To create “drama” a playwright will place an obstacle in the character's arc or trajectory. Boy meets girl. Boy falls in love with girl. Boy loses girl. Drama ensues until the boy and girl find their way back to each other. Cancer or some other life-threatening disease interrupts the human trajectory in the most dramatic of fashion, creating existential guilt. Reconnecting the two arcs involves “transcendence” or connection that can be achieved primarily through forgiveness and relief of existential guilt. Returning home.
In the clinical setting, existential guilt is manifest when the arc of the trajectory of a patient's life has been knocked off course by an obstacle, a limitation, cancer, the loss of roles, the proximity of death. The larger the delta between the idealized trajectory and the one that has unfolded is proportionate to the existential guilt experienced. Imagine a 40-year-old man with 2 children aged 3 and 5 and a marriage of 8 years who has just begun to enter the most productive period of his work life and is now diagnosed with widely metastatic pancreatic cancer. He will experience profound existential grief: “I haven't fulfilled my responsibility to raise my children and see them launched; I haven't fulfilled my career goals, my ambitions for creating a life with my wife; I haven't assured that my wife and children will be emotionally or financially secure”—the list of unlived hopes and dreams, unfulfilled obligations, and responsibilities to oneself and those you love. The existential guilt in such a patient would likely also be much more intense than for a 92-year-old man who has lived a full life, who achieved all of the milestones that the younger man had anticipated.
Clinically, I see existential guilt manifest as either depression, shame, anger, or intense death anxiety. In a young man like the one I described above, a typical manifestation of existential guilt is anger. In fact, I teach my trainees that whenever they encounter an angry patient with advanced cancer, think existential guilt and address its sources. That's the source of their despair. Anger and anxiety have the same etymological roots. In fact, anger typically arises from fear: the fear of loss—loss of love, hope, life. Finally, existential guilt can be manifest as depression or shame when the anger and guilt are directed inward.

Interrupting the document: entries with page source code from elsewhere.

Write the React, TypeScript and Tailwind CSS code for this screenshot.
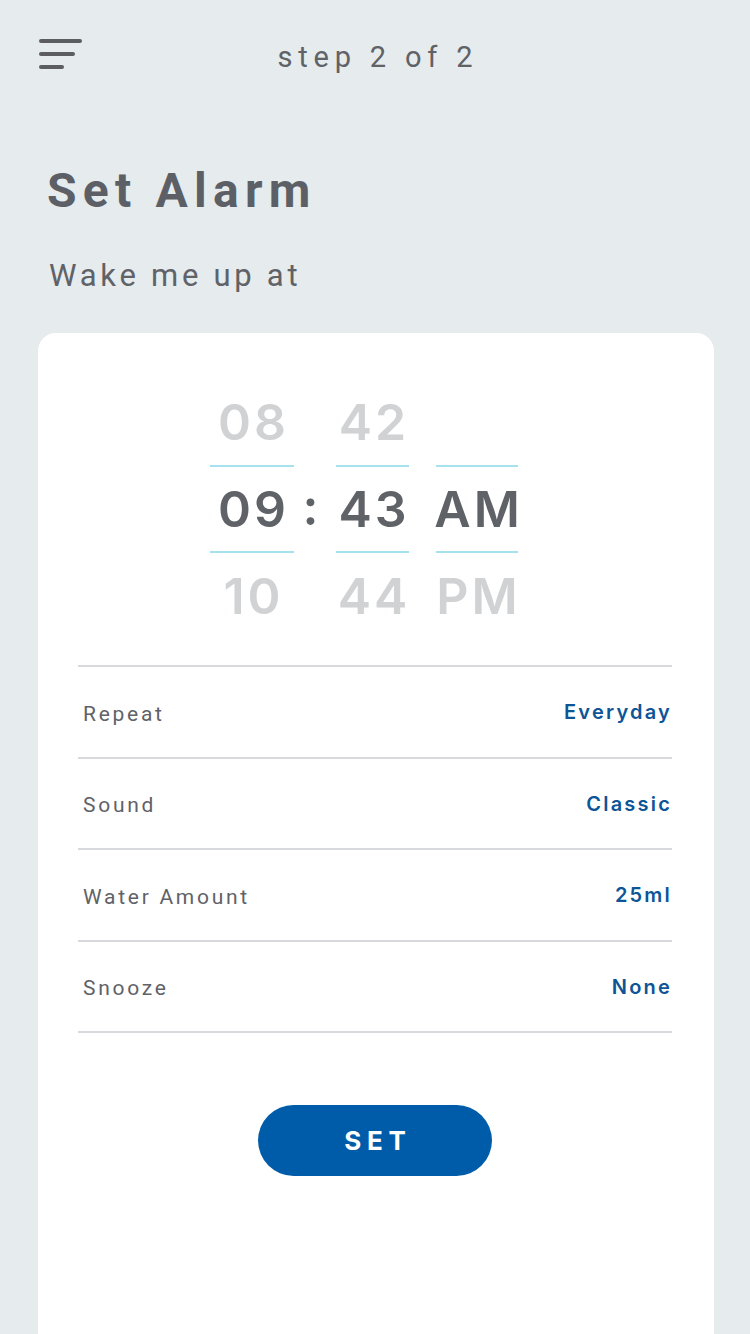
import React from 'react';

const settings = [
  { label: 'Repeat', value: 'Everyday' },
  { label: 'Sound', value: 'Classic' },
  { label: 'Water Amount', value: '25ml' },
  { label: 'Snooze', value: 'None' },
];

function PickerColumn({ top, mid, bottom, width }: { top: string; mid: string; bottom: string; width: string }) {
  return (
    <div className={`flex flex-col items-center ${width}`}>
      <div className="h-[86px] flex items-center justify-center pl-[3px] text-[#d1d2d4]">{top}</div>
      <div className="h-[2px] w-full bg-[#a6e2ed]" />
      <div className="h-[84px] flex items-center justify-center pl-[3px] text-[#5f6267]">{mid}</div>
      <div className="h-[2px] w-full bg-[#a6e2ed]" />
      <div className="h-[86px] flex items-center justify-center pl-[3px] text-[#d1d2d4]">{bottom}</div>
    </div>
  );
}

export default function App() {
  return (
    <div className="h-[1334px] w-[750px] overflow-hidden bg-[#e6ebee] flex flex-col font-['Roboto',sans-serif] text-[#5f6267]">
      {/* Header */}
      <div className="pt-[39px] px-[39px] grid grid-cols-[1fr_auto_1fr] h-[75px]">
        <svg width="44" height="30" viewBox="0 0 44 30" className="self-start">
          <g stroke="#5b5d60" strokeWidth="4" strokeLinecap="round">
            <line x1="2" y1="2" x2="41" y2="2" />
            <line x1="2" y1="15" x2="34" y2="15" />
            <line x1="2" y1="28" x2="23" y2="28" />
          </g>
        </svg>
        <div className="h-[36px] flex items-center text-[29px] leading-none tracking-[0.2em] pl-[0.2em]">step 2 of 2</div>
        <div />
      </div>

      {/* Title */}
      <h1 className="mt-[92px] ml-[47px] text-[48px] leading-none font-bold tracking-[0.13em] text-[#5c6066]">Set Alarm</h1>
      <p className="mt-[45px] ml-[49px] text-[31px] leading-none tracking-[0.12em]">Wake me up at</p>

      {/* Card */}
      <div className="mt-[42px] ml-[38px] mr-[36px] flex-1 bg-white rounded-t-[18px] pt-[46px] pl-[40px] pr-[42px]">
        <div className="flex font-['Inter',sans-serif] font-semibold text-[50px] leading-none tracking-[0.06em] pl-[132px]">
          <PickerColumn top="08" mid="09" bottom="10" width="w-[84px]" />
          <div className="w-[42px] h-[260px] flex items-center justify-center text-[#5f6267] pb-[4px] pr-[6px]">:</div>
          <PickerColumn top="42" mid="43" bottom="44" width="w-[73px]" />
          <div className="w-[27px]" />
          <PickerColumn top="" mid="AM" bottom="PM" width="w-[82px]" />
        </div>

        <div className="mt-[26px] border-t-2 border-[#d8d9dc]">
          {settings.map((s) => (
            <div key={s.label} className="h-[91.5px] border-b-2 border-[#d8d9dc] flex items-center justify-between pl-[5px]">
              <span className="pt-[5px] text-[21px] tracking-[0.13em] text-[#5f6267]">{s.label}</span>
              <span className="pt-[1px] font-['Inter',sans-serif] font-semibold text-[20px] tracking-[0.11em] text-[#0d5597]">{s.value}</span>
            </div>
          ))}
        </div>

        <div className="flex justify-center mt-[72px]">
          <button className="w-[234px] h-[71px] rounded-full bg-[#005ca8] text-white font-['Inter',sans-serif] font-bold text-[26px] tracking-[0.22em] pl-[0.22em]">
            SET
          </button>
        </div>
      </div>
    </div>
  );
}
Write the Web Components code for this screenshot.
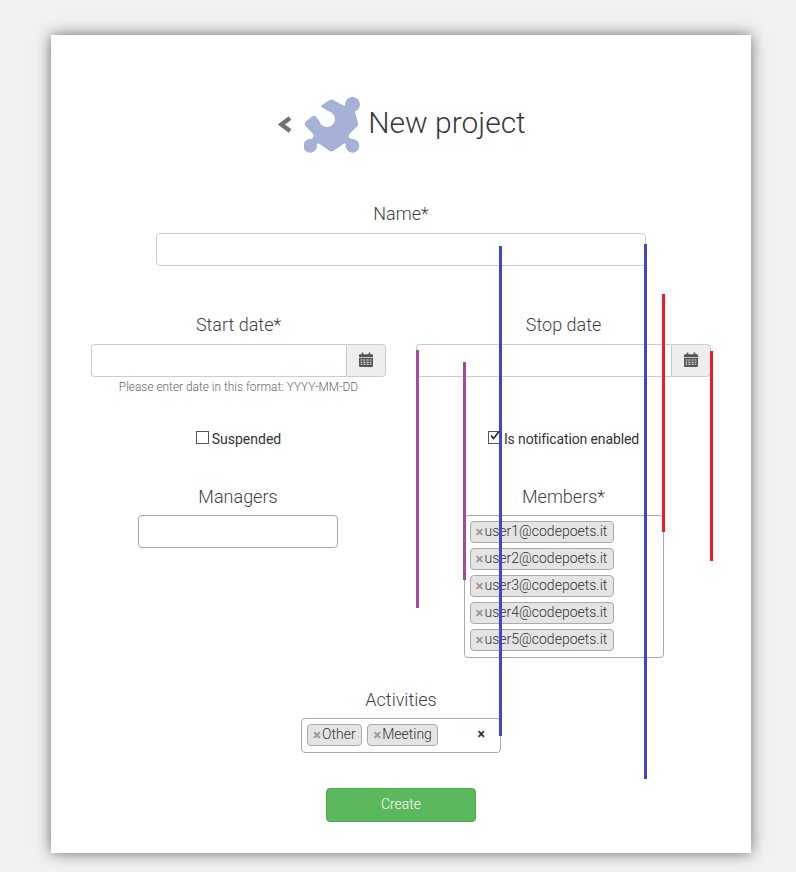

It is often possible to relieve existential guilt through a variety of approaches: completing those life tasks that can be completed, making amends, asking for forgiveness, planning to assure some sense of security for a family, remembering that they chose a spouse who is capable of successfully completing the job of raising their children, giving a spouse permission to choose to remarry or find happiness again, leaving letters of advice for children to be opened at expected milestones that will be missed. All of these strategies can be helpful. Ultimately, it comes down to the singular choice of forgiving yourself for being an imperfect, vulnerable human being. Forgiving yourself for merely being human—all too human.